This room has changed and evolved as much as I have in the past three years. I would go as far as to say, in a strange way, we are connected.
When I first came to live in this place, I was broken beaten and looking for a place to feel safe. Did I find it the moment I moved in, hell no! Far from it!! I loathed it from the moment I moved myself into it. It was small and cold and lonely, the rooms were empty and plain. My furniture barely fit and it felt very unwelcoming. It was drafty and almost uncomfortable. Cozy was a word adopted by the relator to describe tiny and drab. The only room even remotely welcoming was the sunroom, and unless the sun was out, didn't live up to it's name. It was all windows that couldn't keep the cold out or the heat in. Deceiving
I was no better, I was cold and bitter and unlovely I had just lost my mother my marriage and my children were newly graduated and off to college, I was all alone. It seemed, we were a good match
Despair settled in like a deep heavy fog, the kind that cancel flights and shut down towns, keeping people away.
As I began to get acquainted with this new life, new house, new me, I cried. I cried and I was angry, angry at life, angry at this stupid little house and angry at myself for ending up here.
After many months of just existing and complaining all about the things wrong with the house, I decided it was up to me to make it better.
So, I put on a sweatshirt and gloves and crawled under this tiny dirty cramped space to insulate it and make it more comfortable. There was barely enough room for me to fit, let alone the insulation board I had to cut into small squares to make fit under the porch area. I was covered in spiderwebs and spray foam, but at last with cut cold red fingers I had accomplished the task. Because the room was intended to be a three season room in a lake cottage, I needed to put in heat runs- the house was so small and I needed the space, so I added heat runs to make the room warm and to include it as part of the rest of the house. Thanks to stress and overthinking I was not sleeping, so I would spend hours white washing the unfinished pine walls in this room, intended for summer guests.

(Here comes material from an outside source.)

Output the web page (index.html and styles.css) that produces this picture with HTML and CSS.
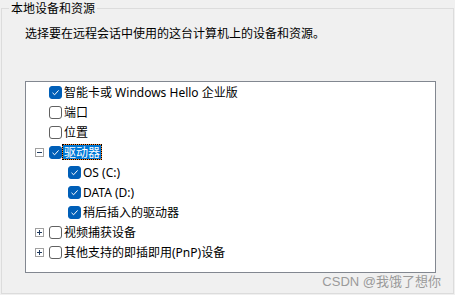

As I made all these changes to the house in the dead of night, I began to notice I was also changing, I was beginning to appreciate all the ways the house was helping me heal and change. Unaware of all the changes that I needed to make in myself as well as needing to make the house adapt to me, and the needs I had as a single mom of two girls. It had also begun an adaptation in the way I viewed myself. I was less angry, less sad and I was now fully aware of the person inside me I had yet to meet.
This woman with perseverance and drive, this woman who discovered she was enough.
This room is now the coziest room in the house. It is the warmest and most welcoming. It is comfortable and charming. It is the heart of the home.
It's the room I use to celebrate every season. In a way, this cozy area has made me learn to celebrate all of my seasons as well. The good the bad the sad the hard. Every moment in my life is now recognized and welcomed with a hint of grace. Because of this adventure, I find myself remembering the journey and know I have grown into someone better.... because a house, a room, a person is not whole without a little love and care and a whole lot of grace. This room that I worked so hard to make change and make livable, actually changed me and brought me back to life. My homecoming.